Martha Medeiros - Jornal Zero Hora - 16/09/12


Martha Medeiros está em férias e volta na próxima edição. Esta coluna foi originalmente publicada em 27 de maio de 2009 e faz parte do livro Feliz por Nada. 

A era do compacto 


Estava num avião, voando do Rio para Porto Alegre. Ao meu lado, um casal. Ele lia Retrato em Sépia, de Isabel Allende. No finalzinho da viagem, fechou o livro e fez o seguinte comentário pra esposa: Por mim, os livros não precisariam ter este número de páginas, um resumo da história estaria mais do que bom. 

Há quem escolha um livro pelo número de páginas. Se tiver mais que duzentas, não chega nem perto. Livrão: taí uma coisa que não me inibe. É bem verdade que um tijolaço não é lá muito agradável de segurar, mas nada impede que seja devorado com prazer. No entanto, é uma exceção que abro para a literatura. Para quase todo o resto, sou fã dos compactos. 

Cinema, por exemplo. Não entendo por que esta mania agora de filme com três horas de duração. Era tão bom quando os filmes duravam no máximo duas horas. Sessões às 14h, 16h, 18h, 20h. Agora as sessões começam em horários mais esdrúxulos: 14h10min, 17h25min, 20h50min.
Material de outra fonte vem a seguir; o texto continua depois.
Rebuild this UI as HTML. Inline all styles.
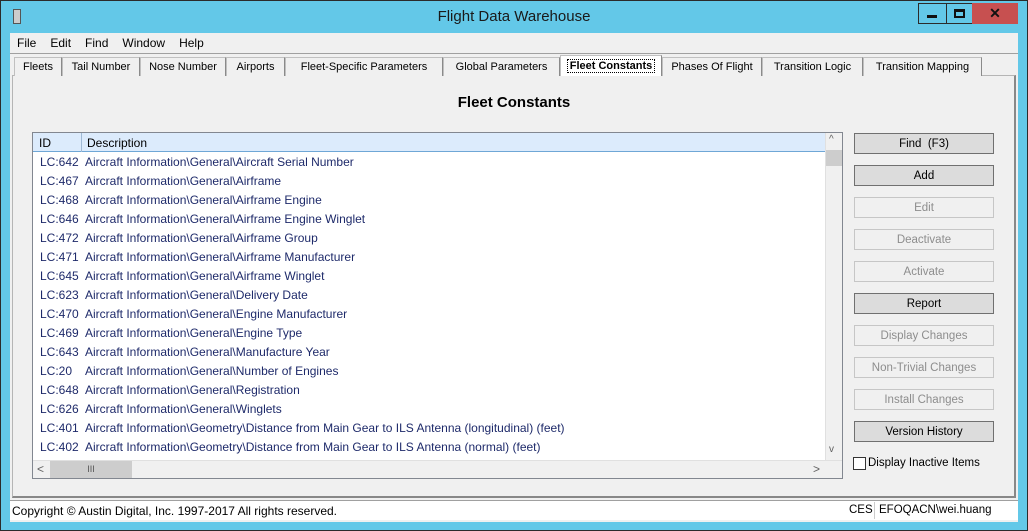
<!DOCTYPE html>
<html><head><style>
*{margin:0;padding:0;box-sizing:border-box}
body{width:1028px;height:531px;background:#2b2b2b;position:relative;overflow:hidden;font-family:"Liberation Sans",sans-serif;font-size:12px;color:#000}
.a{position:absolute}
.win{left:1px;top:1px;width:1026px;height:529px;background:#63c8e8}
.title{left:0;top:8px;width:1028px;text-align:center;font-size:15px;color:#1a1a1a}
.client{left:10px;top:33px;width:1008px;height:489px;background:#f0f0f0}
.menu span{margin-right:14px}
.tab{top:57px;height:19px;border:1px solid #c0c0c0;border-bottom:none;background:#f0f0f0;text-align:center;line-height:19px;font-size:11px;border-right:1px solid #8a8a8a}
.panel{left:12px;top:75px;width:1004px;height:423px;border:1px solid #b5b5b5;border-right:2px solid #888;border-bottom:2px solid #888}
.list{left:32px;top:132px;width:811px;height:347px;background:#fff;border:1px solid #828790}
.row{position:absolute;left:7px;height:19px;line-height:21px;color:#1e2a6a;white-space:nowrap}
.row b{font-weight:normal;display:inline-block;width:45px}
.btn{left:854px;width:140px;height:21px;border:1px solid #adadad;background:#e1e1e1;text-align:center;line-height:20px;font-size:11.5px}
.btn.on{border-color:#707070;background:#dcdcdc}
.btn.off{color:#8d8d8d;background:#f0f0f0;border-color:#c6c6c6}
</style></head><body>
<div class="a win"></div>
<div class="a" style="left:13px;top:9px;width:8px;height:15px;border:1px solid #555;background:#ccc"></div>
<div class="a title">Flight Data Warehouse</div>
<div class="a" style="left:918px;top:3px;width:81px;height:21px;border:1px solid #2b2b2b;border-right:none;background:#63c8e8"></div>
<div class="a" style="left:946px;top:3px;width:1px;height:21px;background:#2b2b2b"></div>
<div class="a" style="left:972px;top:3px;width:1px;height:21px;background:#2b2b2b"></div>
<div class="a" style="left:927px;top:15px;width:10px;height:3px;background:#111"></div>
<div class="a" style="left:954px;top:9px;width:11px;height:9px;border:2px solid #111;border-top-width:3px"></div>
<div class="a" style="left:972px;top:3px;width:46px;height:21px;background:#c75050;color:#111;text-align:center;font-weight:bold;font-size:14px;line-height:20px">✕</div>
<div class="a client"></div>
<div class="a menu" style="left:17px;top:36px;font-size:12px"><span>File</span><span>Edit</span><span>Find</span><span>Window</span><span>Help</span></div>
<div class="a" style="left:10px;top:53px;width:1008px;height:1px;background:#a0a0a0"></div>
<div class="a panel"></div>
<div class="a tab" style="left:14px;width:48px">Fleets</div>
<div class="a tab" style="left:62px;width:78px">Tail Number</div>
<div class="a tab" style="left:140px;width:86px">Nose Number</div>
<div class="a tab" style="left:226px;width:59px">Airports</div>
<div class="a tab" style="left:285px;width:158px">Fleet-Specific Parameters</div>
<div class="a tab" style="left:443px;width:117px">Global Parameters</div>
<div class="a tab" style="left:560px;top:55px;height:21px;width:102px;font-weight:bold;background:#fff;border-bottom:none;line-height:20px"><span style="border:1px dotted #000;padding:0 2px">Fleet Constants</span></div>
<div class="a tab" style="left:662px;width:100px">Phases Of Flight</div>
<div class="a tab" style="left:762px;width:101px">Transition Logic</div>
<div class="a tab" style="left:863px;width:119px">Transition Mapping</div>
<div class="a" style="left:0;top:94px;width:1028px;text-align:center;font-size:15px;font-weight:bold">Fleet Constants</div>
<div class="a list">
<div class="a" style="left:0;top:0;width:792px;height:19px;background:#dcebfc;border-bottom:1px solid #6fa7d6"></div>
<div class="a" style="left:48px;top:0;width:1px;height:19px;background:#9fb9d5"></div>
<div class="a" style="left:6px;top:3px">ID</div>
<div class="a" style="left:54px;top:3px">Description</div>
<div class="row" style="top:19px"><b>LC:642</b>Aircraft Information\General\Aircraft Serial Number</div>
<div class="row" style="top:38px"><b>LC:467</b>Aircraft Information\General\Airframe</div>
<div class="row" style="top:57px"><b>LC:468</b>Aircraft Information\General\Airframe Engine</div>
<div class="row" style="top:76px"><b>LC:646</b>Aircraft Information\General\Airframe Engine Winglet</div>
<div class="row" style="top:95px"><b>LC:472</b>Aircraft Information\General\Airframe Group</div>
<div class="row" style="top:114px"><b>LC:471</b>Aircraft Information\General\Airframe Manufacturer</div>
<div class="row" style="top:133px"><b>LC:645</b>Aircraft Information\General\Airframe Winglet</div>
<div class="row" style="top:152px"><b>LC:623</b>Aircraft Information\General\Delivery Date</div>
<div class="row" style="top:171px"><b>LC:470</b>Aircraft Information\General\Engine Manufacturer</div>
<div class="row" style="top:190px"><b>LC:469</b>Aircraft Information\General\Engine Type</div>
<div class="row" style="top:209px"><b>LC:643</b>Aircraft Information\General\Manufacture Year</div>
<div class="row" style="top:228px"><b>LC:20</b>Aircraft Information\General\Number of Engines</div>
<div class="row" style="top:247px"><b>LC:648</b>Aircraft Information\General\Registration</div>
<div class="row" style="top:266px"><b>LC:626</b>Aircraft Information\General\Winglets</div>
<div class="row" style="top:285px"><b>LC:401</b>Aircraft Information\Geometry\Distance from Main Gear to ILS Antenna (longitudinal) (feet)</div>
<div class="row" style="top:304px"><b>LC:402</b>Aircraft Information\Geometry\Distance from Main Gear to ILS Antenna (normal) (feet)</div>
<div class="a" style="left:792px;top:0;width:17px;height:327px;background:#f0f0f0;border-left:1px solid #e0e0e0"></div>
<div class="a" style="left:793px;top:17px;width:16px;height:16px;background:#cdcdcd"></div>
<div class="a" style="left:796px;top:1px;font-size:10px;color:#606060">^</div>
<div class="a" style="left:796px;top:311px;font-size:10px;color:#606060">v</div>
<div class="a" style="left:0;top:327px;width:809px;height:18px;background:#f0f0f0;border-top:1px solid #e0e0e0"></div>
<div class="a" style="left:17px;top:328px;width:82px;height:17px;background:#cdcdcd;text-align:center;line-height:16px;font-size:9px;color:#555">III</div>
<div class="a" style="left:4px;top:329px;color:#606060">&lt;</div>
<div class="a" style="left:780px;top:329px;color:#606060">&gt;</div>
</div>
<div class="a btn on" style="top:133px">Find&nbsp; (F3)</div>
<div class="a btn on" style="top:165px">Add</div>
<div class="a btn off" style="top:197px">Edit</div>
<div class="a btn off" style="top:229px">Deactivate</div>
<div class="a btn off" style="top:261px">Activate</div>
<div class="a btn on" style="top:293px">Report</div>
<div class="a btn off" style="top:325px">Display Changes</div>
<div class="a btn off" style="top:357px">Non-Trivial Changes</div>
<div class="a btn off" style="top:389px">Install Changes</div>
<div class="a btn on" style="top:421px">Version History</div>
<div class="a" style="left:853px;top:457px;width:13px;height:13px;border:1px solid #333;background:#fff"></div>
<div class="a" style="left:868px;top:457px;font-size:11.5px">Display Inactive Items</div>
<div class="a" style="left:10px;top:500px;width:1008px;height:20px;background:#fff;border-top:1px solid #a0a0a0"></div>
<div class="a" style="left:12px;top:504px">Copyright © Austin Digital, Inc. 1997-2017 All rights reserved.</div>
<div class="a" style="left:849px;top:504px;font-size:11.5px">CES</div>
<div class="a" style="left:874px;top:502px;width:1px;height:17px;background:#ccc"></div>
<div class="a" style="left:879px;top:504px;font-size:11.5px">EFOQACN\wei.huang</div>
</body></html>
E o troço não termina nunca. 

Peça de teatro, nem me fale. deveria ser lei: não durar mais do que 90 minutos – que o Zé Celso Martinez Corrêa não me ouça. Gosto muito de teatro, mas também gosto muito de jantar. Em tempo: tampouco gosto de me estender demais nos restaurantes. Não gosto de me estender em festas. Não gosto de me estender demais fora da minha casa e fora da minha rotina. Não gosto de nada que extrapole o tempo regulamentar do meu humor e da minha capacidade de simpatia.

Reconheço que nada do que estou dizendo é digno de aplauso. Manda a etiqueta não se apressar, usufruir de tudo com calma, dar tempo para que as coisas se desenvolvam. Na teoria, concordo. na prática, sou menos paciente. Não lido bem com situações que se arrastam, com falta de objetividade, com rodeios. 

Fico nervosa com gente que fala muito pausadamente e leva 10 minutos pra dizer o que poderia ser dito em três. Pessoas que perdem horas ao telefone sem chegar logo ao ponto. Música que repete à exaustão o estribilho: eu cortaria uns quatro “lá, lá, lá, lá, lá, lá, lá, hey, Jude...” no final da música dos Beatles. Que heresia: sobrou até para os Beatles. 

E o que dizer de um palestrante que ama a própria voz – e e-mails do tamanho de teses de mestrado? E de doutorado? E novelas? Alguém me explica por que ainda fazem novelas que duram oito meses? 

Estou dando a impressão de que fui abduzida por esse mundo que não enaltece o prazer, que não se entrega à reflexão, que não curte as travessias. Mas a verdade é que eu ainda me regalo – e muito – com prazeres, reflexões e travessias, sem achar que para isso é necessário que elas me esgotem, que me obriguem a chegar na outra margem sem fôlego. 

Para provar que não sou um caso totalmente perdido, algumas coisas ainda aprecio que sejam longas, como as amizades, as caminhadas, as conversas em volta da mesa, nosso tempo de vida. E uma boa transa, claro. 

Já sexo tântrico é outro exagero. Cinco horas pra atingir o orgasmo? Esse pessoal não tem que trabalhar no dia seguinte?